Les associations sont assaillies d'adhésions et de propositions d'aide.

 

 

Par Marie-Joëlle GROS

mardi 07 mai 2002

 

Au lendemain du second tour, Amar Thioune, président de SOS Racisme à Grenoble, est fatigué mais confiant. Il accueille encore aujourd'hui des visiteurs qui se présentent spontanément dans les locaux de l'association. Aux murs, aux plafonds, il y a des quantités de banderoles, témoignages de l'effervescence de ces derniers jours. La section grenobloise compte 114 nouveaux adhérents depuis le 1er mai. «Les jours qui viennent vont servir à tout remettre à plat. Depuis le premier tour, on ne savait plus où donner de la tête. Le sang neuf est là. On se réunit cet après-midi pour analyser ce qui s'est passé.»

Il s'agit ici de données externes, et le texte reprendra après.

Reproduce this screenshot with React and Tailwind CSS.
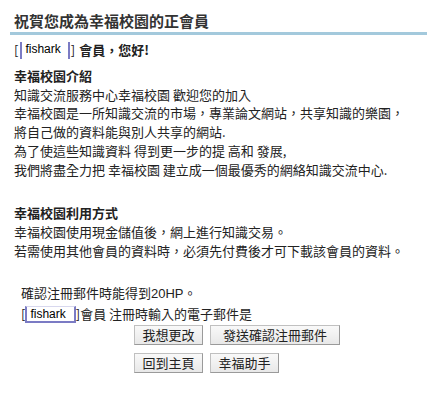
import React from 'react';

const font = { fontFamily: '"Noto Sans CJK TC", "Noto Sans CJK SC", sans-serif' };

const NameBox = ({ bottom }) => (
  <span
    className={`inline-block h-[17px] border-x-2 border-[#7b7bc4] pl-[3px] align-middle text-[12px] leading-[15px] text-black font-normal font-['Liberation_Sans',sans-serif] ${
      bottom ? 'pr-[8px] border-b-2 border-t border-t-[#d8d8ee]' : 'pr-[7px]'
    }`}
  >
    fishark
  </span>
);

const Button = ({ children, width }) => (
  <button
    className={`h-[20px] ${width} border border-[#c0c0c0] border-r-[#9a9a9a] border-b-[#9a9a9a] bg-gradient-to-b from-[#f9f9f9] to-[#e8e8e8] text-[13px] leading-[18px] text-[#222]`}
  >
    {children}
  </button>
);

export default function App() {
  return (
    <div className="w-[427px] h-[403px] bg-white text-[#222]" style={font}>
      <div className="pl-[14px] pt-[10px] text-[15px] leading-[22px] font-bold text-[#333]">
        祝賀您成為幸福校園的正會員
      </div>
      <div className="ml-[10px] h-[3px] bg-[#a3c9dc]" />

      <div className="px-[14px] pt-[5px] text-[13px] leading-[18.7px] whitespace-nowrap">
        <div className="flex items-center h-[20px] font-bold">
          <span className="font-normal">[</span>
          <span className="ml-[2px]">
            <NameBox />
          </span>
          <span className="font-normal ml-[1px]">]</span>
          <span className="ml-[4px]">會員，您好!</span>
        </div>

        <div className="mt-[7px] font-bold">幸福校園介紹</div>
        <div>知識交流服務中心幸福校園 歡迎您的加入</div>
        <div>幸福校園是一所知識交流的市場，專業論文網站，共享知識的樂園，</div>
        <div>將自己做的資料能與別人共享的網站.</div>
        <div>為了使這些知識資料 得到更一步的提 高和 發展,</div>
        <div>我們將盡全力把 幸福校園 建立成一個最優秀的網絡知識交流中心.</div>

        <div className="mt-[25px] font-bold">幸福校園利用方式</div>
        <div>幸福校園使用現金儲值後，網上進行知識交易。</div>
        <div>若需使用其他會員的資料時，必須先付費後才可下載該會員的資料。</div>

        <div className="mt-[24px] pl-[7px]">
          確認注冊郵件時能得到<span className="font-['Liberation_Sans',sans-serif]">20HP</span>。
        </div>
        <div className="flex items-center pl-[7px] h-[20px]">
          <span>[</span>
          <NameBox bottom />
          <span>]會員 注冊時輸入的電子郵件是</span>
        </div>

        <div className="pl-[120px] pt-[1px] flex flex-col gap-[8px]">
          <div className="flex gap-[7px]">
            <Button width="w-[69px]">我想更改</Button>
            <Button width="w-[130px]">發送確認注冊郵件</Button>
          </div>
          <div className="flex gap-[7px]">
            <Button width="w-[69px]">回到主頁</Button>
            <Button width="w-[69px]">幸福助手</Button>
          </div>
        </div>
      </div>
    </div>
  );
}
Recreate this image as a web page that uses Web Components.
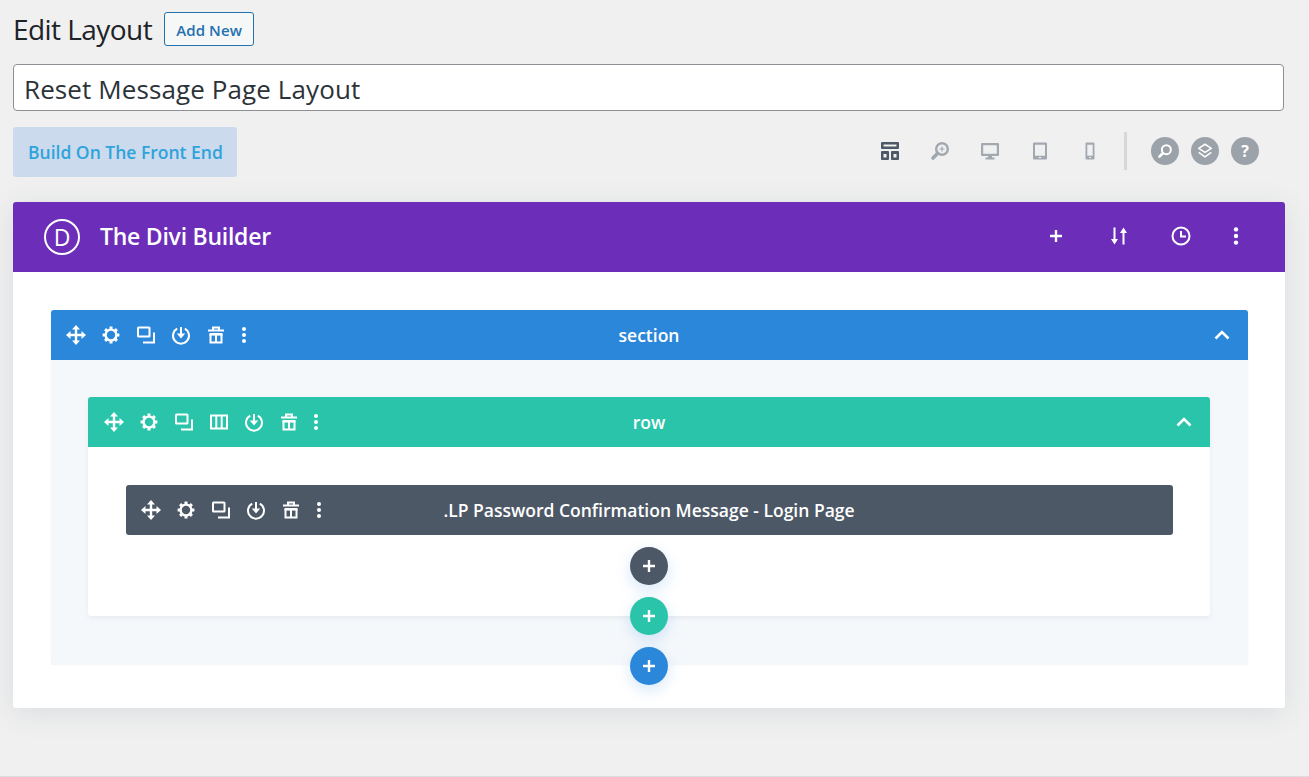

Les gens se sont tournés vers l'association antiraciste comme par réflexe. Dans les cortèges de manifestants, à Paris ou en province, la main de SOS a refait surface. Des mains en milliers d'exemplaires. Collées sur un vêtement, un carton, au bout d'un bâton. Assaillie de demandes, face à un afflux «inouï» de gens, venus chercher «cet identifiant très simple, qui permet de dire son camp et de s'associer à un discours de tolérance», l'association en a fait fabriquer 150 000. Affichettes, autocollants, parfois déclinés en bleu-blanc-rouge. Et maintenant ? «Les gens ne veulent pas rester passifs, explique Samuel Thomas, du bureau national. La situation s'est complètement inversée. D'ordinaire, SOS Racisme reçoit des appels à l'aide. Là, ce sont les gens qui se proposent tous les jours de nous aider.» Pour maintenir le rythme, l'association multiplie les rendez-vous : conseil national extraordinaire ce week-end, projet d'une université d'été en Vendée, dès que les examens étudiants seront passés... «Plus on est nombreux et plus on va pouvoir toucher du monde dans les quartiers, sur les marchés.» La campagne pour les législatives a commencé.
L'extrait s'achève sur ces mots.